The technology has already been picked up by Photoways Group, which runs a British photosharing site, Photobox. It expects to save millions of euro in deferred storage hardware purchases as a result, according to its CTO.
In effect, the Ocarina technology disassembles stored files into their constituent parts in order to compress them, via a out-of-band hardware appliance. The compressed files are then restored when needed via a file system filter driver.
The problem with using current de-dupe schemes on primary storage is that "You're much less likely to find duplicate blocks in an online subdirectory, say," explained Carter George, Ocarina's products VP and co-founder. He pointed out that where there are duplicates, they are often not redundant - on replicated storage arrays, for instance.
However, that doesn't mean there's no redundancy within the files, he added: "For example, a PowerPoint, a PDF, a Word document and a Jpeg all might contain the same picture, but it's rescaled, or pasted in a different format, or whatever, and while a human would say 'It's the same picture', on disk there's no common bytes."
So in a process the company calls ECO, for extract, correlate, optimize - Ocarina's storage optimizer appliance cracks open the file format and de-duplicates its constituent elements by looking for patterns at the information level, he claimed.
Using this method, even compressed image formats such as Jpeg can be compressed still further, George claimed. That's because a set of photos of the same event will share image elements - and therefore some of their underlying mathematical properties - and those can be de-duplicated.
"The maths to do this is really hard," George said. "Most companies concentrate on the D part of R&D. We have seven PhD mathematicians doing breakthrough mathematical research on how to find patterns."
The ECO process is extremely processor-intensive, so the optimizer box is a 16-core Linux appliance. It works out-of-band, pulling files off your NAS system, compressing them and then putting them back in Ocarina format - a size-reduced shadow format, with bit-for-bit consistency checks.
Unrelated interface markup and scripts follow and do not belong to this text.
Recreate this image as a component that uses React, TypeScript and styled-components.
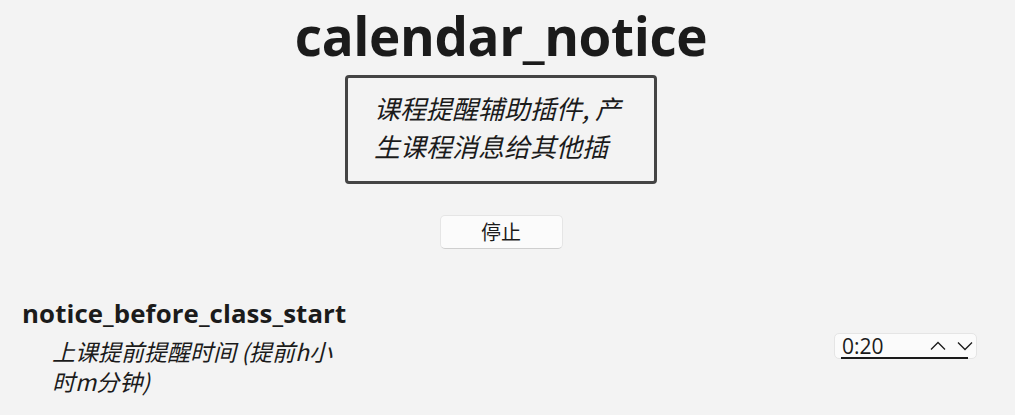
import React from "react";
import styled, { createGlobalStyle } from "styled-components";

const Global = createGlobalStyle`
  html, body { margin: 0; padding: 0; background: #f3f3f3; }
  body { font-family: "Noto Sans", "Noto Sans CJK SC", sans-serif; color: #1b1b1b; }
`;

const Page = styled.div`
  width: 1002px;
  height: 415px;
  overflow: hidden;
  display: flex;
  flex-direction: column;
`;

const Header = styled.div`
  display: flex;
  flex-direction: column;
  align-items: center;
`;

const Title = styled.h1`
  margin: 0;
  font-family: "Open Sans", "Noto Sans CJK SC", sans-serif;
  font-weight: 700;
  font-size: 53px;
  line-height: 72px;
  letter-spacing: -0.4px;
  color: #1b1b1b;
`;

const DescBox = styled.div`
  margin-top: 3px;
  width: 312px;
  height: 109px;
  box-sizing: border-box;
  border: 3px solid #444;
  border-radius: 4px;
  padding: 11px 26px 0 26px;
`;

const DescText = styled.div`
  height: 76px;
  overflow: hidden;
  font-style: italic;
  font-size: 26px;
  line-height: 38px;
  font-family: "Noto Sans CJK SC", sans-serif;
  color: #1b1b1b;
`;

const StopButton = styled.button`
  margin-top: 31px;
  width: 123px;
  height: 34px;
  box-sizing: border-box;
  background: #fbfbfb;
  border: 1px solid #e5e5e5;
  border-bottom-color: #cfcfcf;
  border-radius: 5px;
  font-family: "Noto Sans CJK SC", sans-serif;
  font-size: 20px;
  line-height: 30px;
  color: #1b1b1b;
  padding: 0;
`;

const Setting = styled.div`
  margin-top: 48px;
  padding-left: 22px;
  padding-right: 25px;
  display: flex;
  flex-direction: column;
`;

const SettingName = styled.div`
  font-family: "Open Sans", "Noto Sans CJK SC", sans-serif;
  font-weight: 700;
  font-size: 25.8px;
  line-height: 32px;
  letter-spacing: 0.1px;
`;

const SettingRow = styled.div`
  display: flex;
  justify-content: space-between;
  align-items: flex-start;
`;

const SettingDesc = styled.div`
  margin-left: 30px;
  margin-top: 7px;
  width: 292px;
  font-style: italic;
  font-size: 23px;
  line-height: 30px;
  font-family: "Noto Sans CJK SC", sans-serif;
`;

const Spin = styled.div`
  position: relative;
  margin-top: 4px;
  width: 143px;
  height: 26px;
  box-sizing: border-box;
  background: #fbfbfb;
  border: 1px solid #e5e5e5;
  border-radius: 5px;
  display: flex;
  align-items: center;
  padding-left: 7px;
  padding-right: 3px;
  &::after {
    content: "";
    position: absolute;
    left: 6px;
    right: 8px;
    bottom: -1px;
    height: 2px;
    background: #1b1b1b;
  }
`;

const SpinValue = styled.span`
  flex: 1;
  font-family: "Open Sans", sans-serif;
  font-size: 21px;
  line-height: 24px;
  color: #1b1b1b;
`;

const Arrows = styled.div`
  display: flex;
  gap: 11px;
  align-items: center;
`;

const Chevron = ({ up }: { up?: boolean }) => (
  <svg width="16" height="10" viewBox="0 0 16 10">
    <path
      d={up ? "M1 8.5 L8 1.5 L15 8.5" : "M1 1.5 L8 8.5 L15 1.5"}
      fill="none"
      stroke="#1b1b1b"
      strokeWidth="1.3"
    />
  </svg>
);

export default function App() {
  return (
    <Page>
      <Global />
      <Header>
        <Title>calendar_notice</Title>
        <DescBox>
          <DescText>课程提醒辅助插件, 产生课程消息给其他插件</DescText>
        </DescBox>
        <StopButton>停止</StopButton>
      </Header>
      <Setting>
        <SettingName>notice_before_class_start</SettingName>
        <SettingRow>
          <SettingDesc>上课提前提醒时间 (提前h小时m分钟)</SettingDesc>
          <Spin>
            <SpinValue>0:20</SpinValue>
            <Arrows>
              <Chevron up />
              <Chevron />
            </Arrows>
          </Spin>
        </SettingRow>
      </Setting>
    </Page>
  );
}
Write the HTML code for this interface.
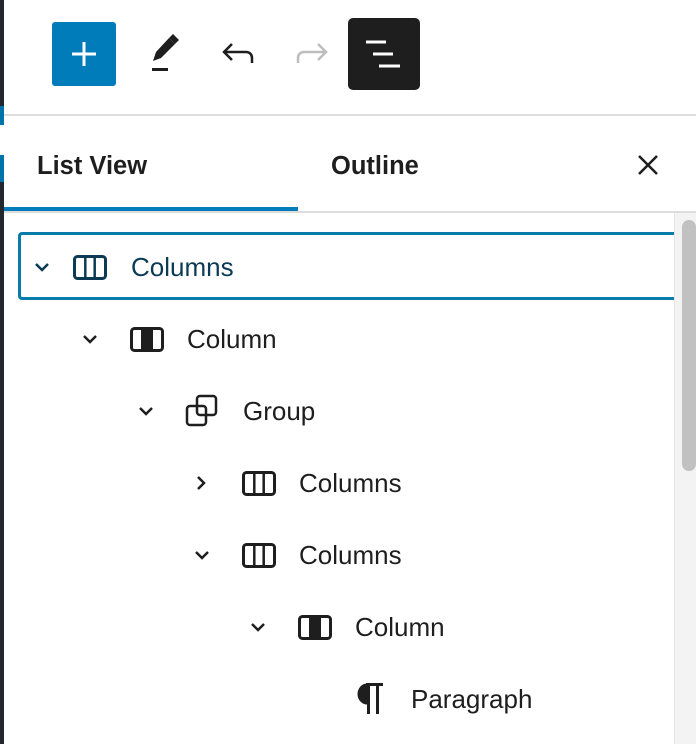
<!DOCTYPE html>
<html><head><meta charset="utf-8"><style>
body{margin:0;width:696px;height:744px;overflow:hidden;background:#fff;font-family:"Liberation Sans",sans-serif;color:#1e1e1e;position:relative}
.a{position:absolute}
.t{position:absolute;font-size:26px;line-height:28px;white-space:nowrap}
</style></head><body>
<div class="a" style="left:0;top:0;width:4px;height:744px;background:#23282d"></div>
<div class="a" style="left:0;top:106px;width:4px;height:76px;background:#0073aa"></div>
<div class="a" style="left:0;top:125px;width:8px;height:30px;background:#fff;border-radius:0 4px 4px 0"></div>
<!-- toolbar -->
<div class="a" style="left:52px;top:22px;width:64px;height:64px;background:#007cba;border-radius:3px"></div>
<svg class="a" style="left:52px;top:22px" width="64" height="64"><path d="M32 20v24M20 32h24" stroke="#fff" stroke-width="3"/></svg>
<svg class="a" style="left:148px;top:30px" width="40" height="44"><path d="M5 31l3-9 13-14 6 6-14 14z" fill="#1e1e1e"/><path d="M21 8l4-4 6 6-4 4z" fill="#1e1e1e"/><rect x="4" y="38" width="16" height="3" fill="#1e1e1e"/></svg>
<svg class="a" style="left:220px;top:38px" width="40" height="30"><path d="M12 6l-8 8 8 8M4 14h22c4 0 6 3 6 6v5" fill="none" stroke="#1e1e1e" stroke-width="2.5"/></svg>
<svg class="a" style="left:294px;top:38px" width="40" height="30"><path d="M24 6l8 8-8 8M32 14h-22c-4 0-6 3-6 6v5" fill="none" stroke="#bdbdbd" stroke-width="2.5"/></svg>
<div class="a" style="left:348px;top:18px;width:72px;height:72px;background:#1e1e1e;border-radius:5px"></div>
<svg class="a" style="left:348px;top:18px" width="72" height="72"><path d="M18 24h20M25 36h20M31 48h21" stroke="#fff" stroke-width="3"/></svg>
<div class="a" style="left:4px;top:114px;width:692px;height:2px;background:#ddd"></div>
<!-- tabs -->
<div class="t" style="left:37px;top:152px;font-weight:bold;font-size:25.5px">List View</div>
<div class="t" style="left:331px;top:152px;font-weight:bold;font-size:25.5px">Outline</div>
<svg class="a" style="left:636px;top:153px" width="24" height="24"><path d="M3 3l18 18M21 3L3 21" stroke="#1e1e1e" stroke-width="2.5"/></svg>
<div class="a" style="left:4px;top:211px;width:692px;height:2px;background:#ddd"></div>
<div class="a" style="left:4px;top:207px;width:294px;height:4px;background:#007cba"></div>
<!-- scrollbar -->
<div class="a" style="left:674px;top:213px;width:22px;height:531px;background:#f3f3f3;border-left:1px solid #e6e6e6"></div>
<div class="a" style="left:682px;top:220px;width:14px;height:251px;background:#c1c1c1;border-radius:7px"></div>
<!-- selected -->
<div class="a" style="left:18px;top:232px;width:656px;height:68px;border:3px solid #0a7cab;border-right:none;border-radius:4px 0 0 4px;box-sizing:border-box"></div>
<svg width="0" height="0" style="position:absolute"><defs>
<g id="cols"><rect x="1.5" y="1.5" width="31" height="22" rx="3" fill="none" stroke="currentColor" stroke-width="3"/><path d="M12.3 2v21M21.7 2v21" stroke="currentColor" stroke-width="2.5"/></g>
<g id="col"><rect x="1.5" y="1.5" width="31" height="22" rx="3" fill="none" stroke="currentColor" stroke-width="3"/><rect x="11" y="2" width="12" height="21" fill="currentColor"/></g>
<path id="dn" d="M2 2l6 6 6-6" fill="none" stroke="currentColor" stroke-width="2.5"/>
</defs></svg>
<!-- rows -->
<svg class="a" style="left:34px;top:262px;color:#0b3a55" width="16" height="12"><use href="#dn"/></svg>
<svg class="a" style="left:73px;top:255px;color:#0b3a55" width="35" height="25"><use href="#cols"/></svg>
<div class="t" style="left:131px;top:253px;color:#0b3a55">Columns</div>

<svg class="a" style="left:82px;top:334px" width="16" height="12"><use href="#dn"/></svg>
<svg class="a" style="left:130px;top:327px" width="35" height="25"><use href="#col"/></svg>
<div class="t" style="left:187px;top:325px">Column</div>

<svg class="a" style="left:138px;top:406px" width="16" height="12"><use href="#dn"/></svg>
<svg class="a" style="left:185px;top:394px" width="34" height="34"><rect x="2" y="12" width="19" height="19" rx="3" fill="none" stroke="#1e1e1e" stroke-width="2.5"/><rect x="12" y="2" width="19" height="19" rx="3" fill="none" stroke="#1e1e1e" stroke-width="2.5"/></svg>
<div class="t" style="left:243px;top:397px">Group</div>

<svg class="a" style="left:196px;top:475px" width="12" height="16"><path d="M2 2l6 6-6 6" fill="none" stroke="#1e1e1e" stroke-width="2.5"/></svg>
<svg class="a" style="left:242px;top:471px" width="35" height="25"><use href="#cols"/></svg>
<div class="t" style="left:299px;top:469px">Columns</div>

<svg class="a" style="left:194px;top:550px" width="16" height="12"><use href="#dn"/></svg>
<svg class="a" style="left:242px;top:543px" width="35" height="25"><use href="#cols"/></svg>
<div class="t" style="left:299px;top:541px">Columns</div>

<svg class="a" style="left:250px;top:622px" width="16" height="12"><use href="#dn"/></svg>
<svg class="a" style="left:298px;top:615px" width="35" height="25"><use href="#col"/></svg>
<div class="t" style="left:355px;top:613px">Column</div>

<svg class="a" style="left:356px;top:682px" width="28" height="34"><path d="M11 1.5A9.5 10.5 0 0 0 11 22.5Z" fill="#1e1e1e"/><rect x="10" y="1" width="17" height="3" fill="#1e1e1e"/><path d="M12.5 2v30M21.5 2v30" stroke="#1e1e1e" stroke-width="3"/></svg>
<div class="t" style="left:411px;top:685px">Paragraph</div>
</body></html>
File reconstruction is much faster and is handled by reader software, also Linux-based. You can install it as a filter on a web or application server, or on a workstation, or buy a complete Ocarina Reader appliance.
The reconstruction process adds around 4ms latency, George said, and because you can have multiple readers - Ocarina sells unlimited sites licences - it shouldn't be a single point of failure.
He added that, as well as selling the technology in appliance form, Ocarina is working with other suppliers to develop integrated tier-2 storage subsystems.